En ese momento un funcionario de Goldman Sachs inventa la sigla BRICs donde incluye a Brasil, Rusia, India y China, como players de las grandes ligas. Brics en inglés suena fonéticamente como “ladrillo”, lo que alude a países en construcción que van a apuntalar la nueva arquitectura financiera internacional.

A la inversa, cuando estalla la crisis en Europa, otro banquero bautiza a cuatro países como PIGS, que literalmente en inglés significa “cerdos”. La sigla engloba a Portugal, Irlanda, Grecia y Spain o España, es decir los marginales del núcleo duro franco-germano-británico. La responsabilidad y el peso de la crisis se hace recaer sobre estos irresponsables ribereños del Mediterráneo y la ínsula rebelde del Reino Unido, cuya indisciplina fiscal es un rasgo de su cultura que los convierte en los “pigs” de Europa.

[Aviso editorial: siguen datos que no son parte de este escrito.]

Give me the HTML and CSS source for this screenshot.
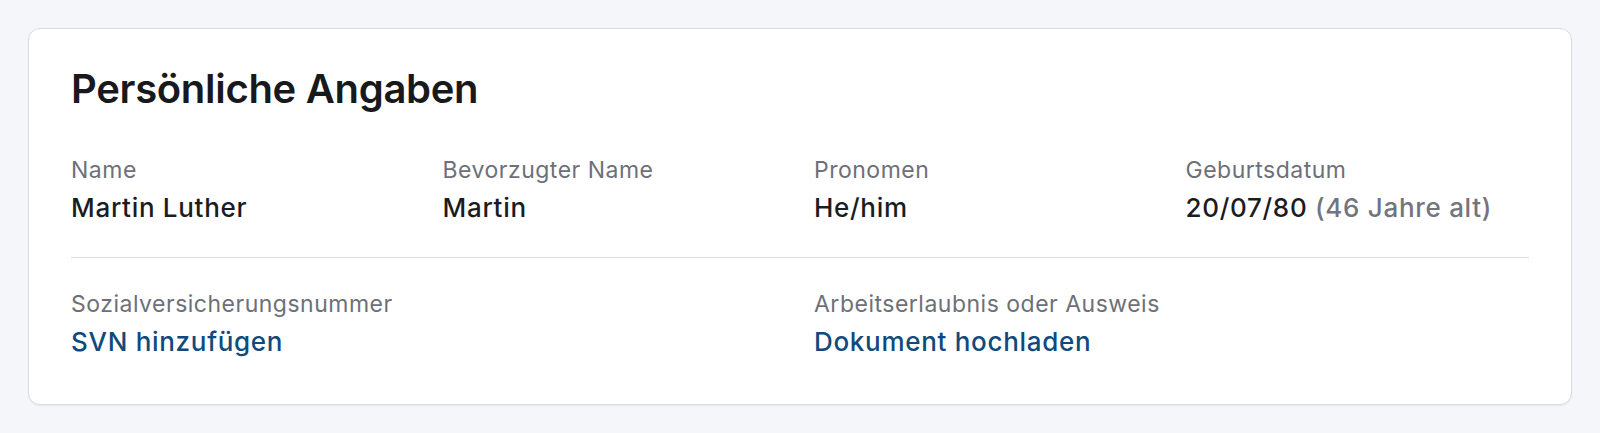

Los sofismas de las relaciones internacionales

Nada de esto es casual. Tiene que ver con la distribución del poder y el prestigio internacional. Es la manera ejemplarizadora de demostrar la “centralidad” de Estados Unidos y Europa. Tienen que convencernos de que hay un solo centro y que ellos son el sujeto internacional y nosotros –los que habitamos la periferia– somos sus objetos.

Esa visión centrípeta de la historia quiere aparecer como una teleología y ese telos son Estados Unidos y Europa. Razón, historia, progreso y centralidad son términos equivalentes. Habrá que escribir, pues, algún lejano o cercano día, una “Crítica de la razón globalizadora”. Encontraríamos así que el proceso definitorio de la modernidad capitalista, más allá de la constitución de los Estados nacionales, de las luchas por el poder político o del pasaje de la razón kantiana a la razón hegeliana, se encuentra en el proceso de dominación mundial instrumentado por las naciones centrales.

Esta herejía intelectual, que seguramente no aceptarán quienes detentan el mandarinato intelectual en la Argentina, implicaría buscar en el corazón de la retórica globalizante los inconfesados móviles de la manipulación de la economía internacional y su encubrimiento a través de los sofismas de las relaciones internacionales, tal como se construyeron en los centros de dominación.

¿Qué tiene que ver este discurso con un número dedicado a la economía internacional?

Señalar que el análisis de las vinculaciones de la Argentina con el FMI, el Banco Mundial, la OMC, la Ronda Doha, el CIADI, las negociaciones agrícolas, la deuda externa, la internacionalización de las empresas, la inversión extranjera directa y la supuesta nueva arquitectura financiera internacional son importantes, vitales e imprescindibles para comprender nuestra relación con el mundo.

Pero ese collage no se podrá armar, y menos entender, si no se elabora una metodología que nos permita reconstruir desde la periferia, desde la Argentina, desde América latina, una visión propia de la economía y de las relaciones internacionales, que expresen, definan y concreten nuestros intereses históricos.

  • Director Ejecutivo de la Fundación Raúl Prebisch y del Instituto de Estudios Brasileños de la Universidad Nacional de Tres de Febrero.